Only a number is wanted: the count of lines in this listing that contain "Generate".
____
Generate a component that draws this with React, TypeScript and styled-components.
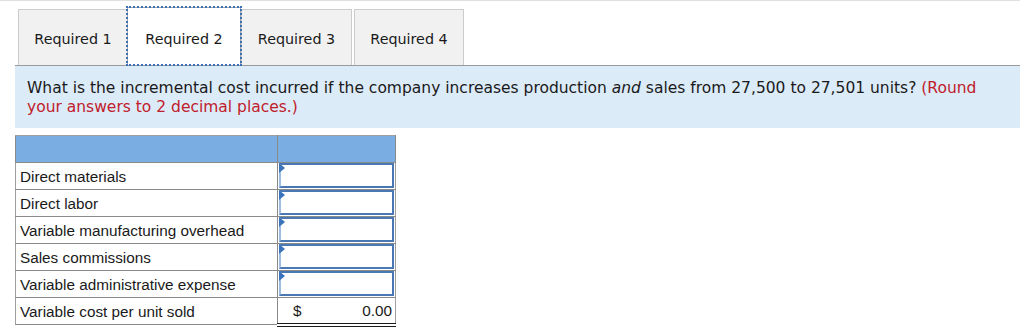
import React, { FC } from 'react'
import styled, { createGlobalStyle } from 'styled-components'

const GlobalStyle = createGlobalStyle`
    html, body {
        margin: 0;
        padding: 0;
        background: #ffffff;
    }
    body {
        font-family: "DejaVu Sans", Verdana, sans-serif;
        color: #1a1a1a;
    }
`

const Page = styled.div`
    width: 1024px;
    height: 328px;
    overflow: hidden;
`
const TopRule = styled.div`
    width: 1020px;
    height: 1px;
    background: #e0e0e0;
`
const TabBar = styled.div`
    display: flex;
    align-items: flex-end;
    padding: 6px 0 0 18px;
`
interface TabProps {
    active?: boolean
    width: number
    gapLeft?: number
}
const Tab = styled.div<TabProps>`
    box-sizing: border-box;
    width: ${(p) => p.width}px;
    height: ${(p) => (p.active ? 58 : 56)}px;
    margin-left: ${(p) => p.gapLeft || 0}px;
    display: flex;
    align-items: center;
    justify-content: center;
    padding-top: ${(p) => (p.active ? 4 : 2)}px;
    font-size: 14.3px;
    color: #1a1a1a;
    background: ${(p) => (p.active ? '#ffffff' : '#f1f1f1')};
    border: 1px solid ${(p) => (p.active ? '#a8a8a8' : '#cccccc')};
    border-bottom: none;
    outline: ${(p) => (p.active ? '2px dotted #3a70b8' : 'none')};
    outline-offset: -1px;
    position: relative;
    z-index: ${(p) => (p.active ? 1 : 0)};
`
const QuestionPanel = styled.div`
    margin-left: 15px;
    width: 1005px;
    box-sizing: border-box;
    background: #dcebf8;
    border-top: 1px solid #9a9a9a;
    padding: 13px 40px 11px 12px;
    font-size: 15.5px;
    line-height: 19px;
    color: #1a1a1a;
`
const Emph = styled.em`
    font-style: italic;
`
const Hint = styled.span`
    color: #c0202c;
`
const SheetTable = styled.table`
    margin: 7px 0 0 15px;
    border-collapse: collapse;
    border: 1px solid #a0a0a0;
    font-family: "Liberation Sans", Arial, sans-serif;
    font-size: 15.3px;
    color: #1a1a1a;
`
const HeadCell = styled.th`
    height: 26px;
    padding: 0;
    background: #7aade1;
    border: 1px solid #8a8a8a;
    border-top: 1px solid #a0a0a0;
`
const LabelCell = styled.td`
    box-sizing: border-box;
    width: 262px;
    height: 27px;
    padding: 2px 4px 0 4px;
    border: 1px solid #8a8a8a;
    border-left: 1px solid #a0a0a0;
    white-space: nowrap;
`
const ValueCell = styled.td`
    box-sizing: border-box;
    width: 118px;
    height: 27px;
    padding: 0 1px 1px 1px;
    border: 1px solid #8a8a8a;
    border-right: 1px solid #a0a0a0;
    vertical-align: bottom;
`
const InputBox = styled.div`
    position: relative;
    box-sizing: border-box;
    height: 25px;
    background: #ffffff;
    border: 2px solid #4a78b2;
    border-left: 2px solid #9ebde3;
`
const Marker = styled.span`
    position: absolute;
    left: -2px;
    top: -2px;
    width: 0;
    height: 0;
    border-top: 5px solid transparent;
    border-bottom: 5px solid transparent;
    border-left: 6px solid #3b74ba;
`
const TotalCell = styled.td`
    box-sizing: border-box;
    width: 118px;
    height: 27px;
    padding: 2px 3px 0 15px;
    border: 1px solid #8a8a8a;
    border-right: 1px solid #a0a0a0;
    border-bottom: 4px double #1a1a1a;
`
const TotalInner = styled.div`
    display: flex;
    justify-content: space-between;
`

const rows = [
    'Direct materials',
    'Direct labor',
    'Variable manufacturing overhead',
    'Sales commissions',
    'Variable administrative expense',
]

const tabs = [
    { label: 'Required 1', width: 110 },
    { label: 'Required 2', width: 114, active: true, gapLeft: -1 },
    { label: 'Required 3', width: 111, gapLeft: 0 },
    { label: 'Required 4', width: 110, gapLeft: 2 },
]

const App: FC = () => {
    return (
        <Page>
            <GlobalStyle />
            <TopRule />
            <TabBar>
                {tabs.map((t) => (
                    <Tab key={t.label} width={t.width} active={t.active} gapLeft={t.gapLeft}>
                        {t.label}
                    </Tab>
                ))}
            </TabBar>
            <QuestionPanel>
                What is the incremental cost incurred if the company increases production <Emph>and</Emph> sales
                from 27,500 to 27,501 units? <Hint>(Round your answers to 2 decimal places.)</Hint>
            </QuestionPanel>
            <SheetTable>
                <thead>
                    <tr>
                        <HeadCell />
                        <HeadCell />
                    </tr>
                </thead>
                <tbody>
                    {rows.map((r) => (
                        <tr key={r}>
                            <LabelCell>{r}</LabelCell>
                            <ValueCell>
                                <InputBox>
                                    <Marker />
                                </InputBox>
                            </ValueCell>
                        </tr>
                    ))}
                    <tr>
                        <LabelCell>Variable cost per unit sold</LabelCell>
                        <TotalCell>
                            <TotalInner>
                                <span>$</span>
                                <span>0.00</span>
                            </TotalInner>
                        </TotalCell>
                    </tr>
                </tbody>
            </SheetTable>
        </Page>
    )
}
export default App
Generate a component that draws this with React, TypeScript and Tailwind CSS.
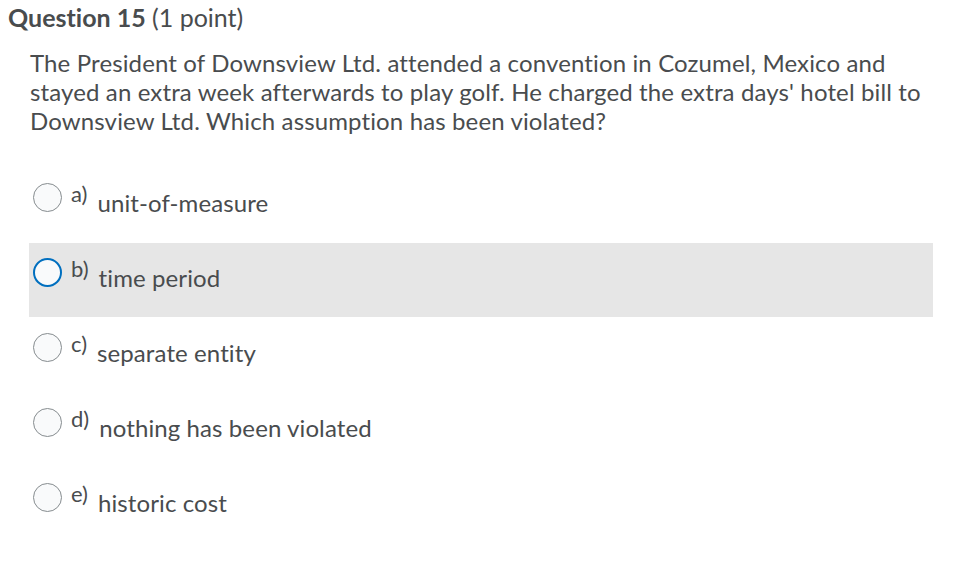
import React from "react";

const options = [
  { k: "a)", t: "unit-of-measure" },
  { k: "b)", t: "time period", sel: true },
  { k: "c)", t: "separate entity" },
  { k: "d)", t: "nothing has been violated" },
  { k: "e)", t: "historic cost" },
];

export default function App() {
  return (
    <div className="w-[971px] h-[566px] bg-white text-[#494c4e] font-['Lato','Liberation_Sans',sans-serif] [font-variant-ligatures:none] overflow-hidden">
      <div className="pl-[8px] pt-[2px] text-[25px] leading-[30px]">
        <span className="font-bold">Question 15</span> <span>(1 point)</span>
      </div>
      <div className="pl-[30px] pr-[30px] pt-[16px] text-[24px] leading-[29px] tracking-[0.13px]">
        The President of Downsview Ltd. attended a convention in Cozumel, Mexico and stayed an extra week afterwards to play golf. He charged the extra days' hotel bill to Downsview Ltd. Which assumption has been violated?
      </div>
      <div className="mt-[33px] ml-[29px] w-[904px] flex flex-col gap-[1px]">
        {options.map((o) => (
          <div
            key={o.k}
            className={`h-[74px] flex items-start pl-[4px] ${o.sel ? "bg-[#e6e6e6]" : ""}`}
          >
            <span
              className={`mt-[15px] w-[29px] h-[29px] rounded-full shrink-0 bg-[#f9fafb] ${
                o.sel ? "border-2 border-[#006fbf]" : "border border-[#868c8f]"
              }`}
            />
            <span className="ml-[9px] mt-[13px] text-[22px] leading-[26px]">{o.k}</span>
            <span className="ml-[10px] mt-[21px] text-[24px] leading-[28px] tracking-[0.1px]">{o.t}</span>
          </div>
        ))}
      </div>
    </div>
  );
}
____
→ **Full solution**: 2